Partly Cloudy Government Needn't Dim News Delivery
Around the State
Almost 40 years ago I covered a meeting of the National League of Cities in Miami and was amused by the astonished, and angry, reactions from delegates from other states when they were briefed on Florida's Government in the Sunshine laws.
Politicians and bureaucrats from out of state could not conceive of the public being entitled to know what they were doing (often behind closed doors).
Florida's law then was less than a decade old and had come about after a group of reporters in the state capital balked at leaving a public meeting politicians wanted to close.
But anything can be overdone.
Two politicians can hardly bump into each other in a Capitol hallway without being required to post a notice of their meeting, and no one dare say anything of any importance in an email because reporters get their “news” these days by reading other people's mail.
Overly stringent sunshine and financial disclosure laws probably keep a lot of the best and brightest from seeking public office, but are no deterrent to those seeking wealth and power they could not achieve in the private sector.

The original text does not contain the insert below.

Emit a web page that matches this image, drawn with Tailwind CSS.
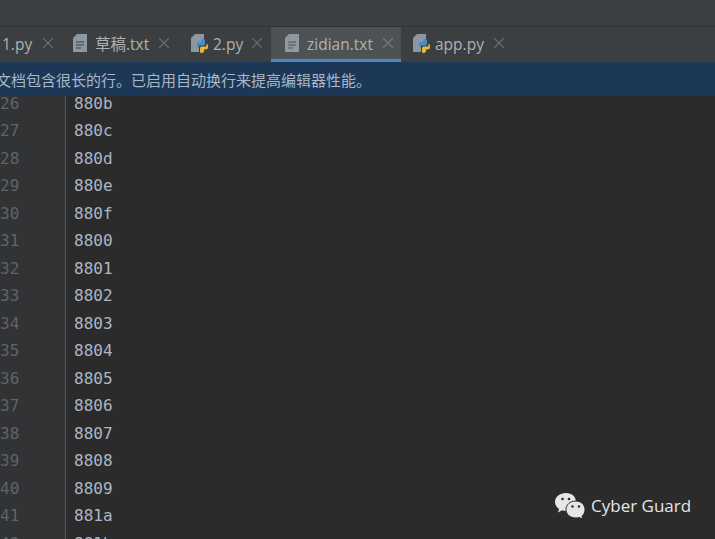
<!DOCTYPE html>
<html lang="zh-CN">

<head>
    <meta charset="UTF-8">
    <meta name="viewport" content="width=device-width, initial-scale=1.0">
    <title>zidian.txt</title>
    <script src="https://cdn.jsdelivr.net/npm/@tailwindcss/browser@4"></script>
</head>

<body class="bg-[#2b2b2b] overflow-hidden">
    <div class="relative w-[715px] h-[539px] overflow-hidden flex flex-col font-['Open_Sans','Noto_Sans_CJK_SC',sans-serif]">
        <!-- title strip -->
        <div class="h-[27px] shrink-0 bg-[#3c3f41] border-b border-[#323232]"></div>

        <!-- tabs -->
        <div class="h-[35px] shrink-0 bg-[#3c3f41] flex text-[15.5px] text-[#afb1b3]">
            <div class="w-[59px] flex items-center pb-[3px]">
                <span class="ml-[2px] w-[41px] mt-[3px]">1.py</span>
                <svg class="w-[10px] h-[10px]" viewBox="0 0 10 10" fill="none" stroke="#6e7173" stroke-width="1.2"><path d="M0 0L10 10M10 0L0 10"/></svg>
            </div>
            <div class="w-[118px] flex items-center pb-[3px]">
                <svg class="ml-[14px] w-[14px] h-[18px]" viewBox="0 0 14 18"><path d="M4 0H14V18H0V4Z" fill="#9aa7b0" fill-opacity=".85"/><path d="M3 8H11M3 11H11M3 14H8" stroke="#3c3f41" stroke-width="1.2"/></svg>
                <span class="ml-[8px] w-[64px] mt-[3px]">草稿.txt</span>
                <svg class="w-[10px] h-[10px]" viewBox="0 0 10 10" fill="none" stroke="#6e7173" stroke-width="1.2"><path d="M0 0L10 10M10 0L0 10"/></svg>
            </div>
            <div class="w-[94px] flex items-center pb-[3px]">
                <svg class="ml-[14px] w-[17px] h-[19px]" viewBox="0 0 17 19"><path d="M4 0H13V9H8V18H0V4Z" fill="#9aa7b0" fill-opacity=".85"/><path d="M6 10.5C6 8 8 8 10 8V6.5C10 5 12 5 12 5C13 5 14 5.500 14 6.500V9.500C14 11 13 11.500 12 11.500H9C8 11.500 7.500 12 7.500 13V14H7C6 14 6 12 6 10.500Z" fill="#3d8fd1"/><path d="M17 13C17 15.500 15 15.500 13 15.500V17C13 18.500 11 19 11 19C10 19 9 18.500 9 17.500V14.500C9 13 10 12.500 11 12.500H14C15 12.500 15.500 12 15.500 11V10H16C17 10 17 11.500 17 13Z" fill="#e8b92f"/></svg>
                <span class="ml-[5px] w-[39px] mt-[3px]">2.py</span>
                <svg class="w-[10px] h-[10px]" viewBox="0 0 10 10" fill="none" stroke="#6e7173" stroke-width="1.2"><path d="M0 0L10 10M10 0L0 10"/></svg>
            </div>
            <div class="w-[130px] flex items-center bg-[#4e5254] border-b-[3px] border-[#4a88c7]">
                <svg class="ml-[14px] w-[14px] h-[18px]" viewBox="0 0 14 18"><path d="M4 0H14V18H0V4Z" fill="#9aa7b0" fill-opacity=".85"/><path d="M3 8H11M3 11H11M3 14H8" stroke="#4e5254" stroke-width="1.2"/></svg>
                <span class="ml-[8px] w-[76px] mt-[3px]">zidian.txt</span>
                <svg class="w-[10px] h-[10px]" viewBox="0 0 10 10" fill="none" stroke="#7b7e80" stroke-width="1.2"><path d="M0 0L10 10M10 0L0 10"/></svg>
            </div>
            <div class="flex items-center pb-[3px]">
                <svg class="ml-[12px] w-[17px] h-[19px]" viewBox="0 0 17 19"><path d="M4 0H13V9H8V18H0V4Z" fill="#9aa7b0" fill-opacity=".85"/><path d="M6 10.5C6 8 8 8 10 8V6.5C10 5 12 5 12 5C13 5 14 5.500 14 6.500V9.500C14 11 13 11.500 12 11.500H9C8 11.500 7.500 12 7.500 13V14H7C6 14 6 12 6 10.500Z" fill="#3d8fd1"/><path d="M17 13C17 15.500 15 15.500 13 15.500V17C13 18.500 11 19 11 19C10 19 9 18.500 9 17.500V14.500C9 13 10 12.500 11 12.500H14C15 12.500 15.500 12 15.500 11V10H16C17 10 17 11.500 17 13Z" fill="#e8b92f"/></svg>
                <span class="ml-[5px] w-[59px] mt-[3px]">app.py</span>
                <svg class="w-[10px] h-[10px]" viewBox="0 0 10 10" fill="none" stroke="#6e7173" stroke-width="1.2"><path d="M0 0L10 10M10 0L0 10"/></svg>
            </div>
        </div>

        <!-- notice -->
        <div class="h-[34px] shrink-0 bg-[#1d3857] flex items-center pt-[2px] text-[15px] text-[#a9b7c6] whitespace-nowrap">
            <span class="-ml-[4px]">文档包含很长的行。已启用自动换行来提高编辑器性能。</span>
        </div>

        <!-- editor -->
        <div class="flex-1 min-h-0 flex font-['DejaVu_Sans_Mono',monospace] text-[16px] leading-[27.47px]">
            <div class="w-[66px] shrink-0 overflow-hidden bg-[#313335] border-r border-[#555555] text-[#606366] text-right pr-[47px]">
                <div class="-mt-[6px]">
                    <div>26</div><div>27</div><div>28</div><div>29</div><div>30</div><div>31</div>
                    <div>32</div><div>33</div><div>34</div><div>35</div><div>36</div><div>37</div>
                    <div>38</div><div>39</div><div>40</div><div>41</div><div>42</div>
                </div>
            </div>
            <div class="flex-1 overflow-hidden text-[#a9b7c6] pl-[8px]">
                <div class="-mt-[6px]">
                    <div>880b</div><div>880c</div><div>880d</div><div>880e</div><div>880f</div><div>8800</div>
                    <div>8801</div><div>8802</div><div>8803</div><div>8804</div><div>8805</div><div>8806</div>
                    <div>8807</div><div>8808</div><div>8809</div><div>881a</div><div>881b</div>
                </div>
            </div>
        </div>

        <!-- watermark -->
        <div class="absolute left-[555px] top-[492px] flex items-center">
            <svg class="w-[30px] h-[27px]" viewBox="0 0 30 27">
                <path d="M11 1C5 1 0 4.800 0 10C0 13 1.700 15.300 4 17L3 20.500L7 18.300C8.300 18.700 9.600 19 11 19C17 19 21 15 21 10C21 4.800 17 1 11 1Z" fill="#e6e6e6"/>
                <circle cx="7.500" cy="7" r="1.300" fill="#2b2b2b"/><circle cx="14" cy="7" r="1.300" fill="#2b2b2b"/>
                <path d="M21 9C15 9 11 12.800 11 17.500C11 22.200 15 26 21 26C22 26 23.200 25.800 24.300 25.500L28 27L27 24C29 22.500 30 20 30 17.500C30 12.800 26 9 21 9Z" fill="#e6e6e6" stroke="#2b2b2b"/>
                <circle cx="17.500" cy="14.500" r="1.200" fill="#2b2b2b"/><circle cx="24" cy="14.500" r="1.200" fill="#2b2b2b"/>
            </svg>
            <span class="ml-[6px] text-[17px] text-[#e6e6e6] whitespace-nowrap">Cyber Guard</span>
        </div>
    </div>
</body>

</html>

Because the sunshine laws – actually two, dealing with meetings and records – virtually opened everything, occasionally the Legislature tries to temper them somewhat, usually with good reason.
But each effort is met with fury by the media and there is annually a massive lobbying effort intended to intimidate legislators who would try.
It is called Sunshine Week, and it was held last week.
Apparently no one is supposed to notice the irony of the media, which routinely portrays lobbyists as being evil incarnate, having its own lobbyists. News flash: they also desperately seek profit, while sneering at others who do the same.
The media itself can be considered a lobby. Its opinion pages – and often news columns – seek to influence public policy.
During the well-orchestrated Sunshine Week, there is a lot of pompous editorializing about the people's right to know, but behind all the self-righteousness is a bit of self-serving as well.
The question is, how far do you go? Since people get mail at home, and also phone calls, are “the people” entitled to open the snail mail of politicians and have their calls recorded?
Even politicians need to confer among themselves. Like all of us, they ask stupid questions sometimes and they won't ask them in a public meeting when they know it will be headlined. The problem is, stupid questions often need to be asked.
Bringing government to a standstill or reducing it to a stage show won't improve public policy.
Before sunshine mania, I covered the police beat and was free to roam police headquarters. If I dropped in on a casual gathering and the conversation died, I left. It was easy enough to corner one of the participants later and find out what had transpired.
Functional government, sufficient transparency and fair reporting can co-exist.
Lloyd Brown was in the newspaper business nearly 50 years, beginning as a copy boy and retiring as editorial page editor of the Florida Times-Union in Jacksonville. After retirement he served as speech writer for Florida Gov. Jeb Bush.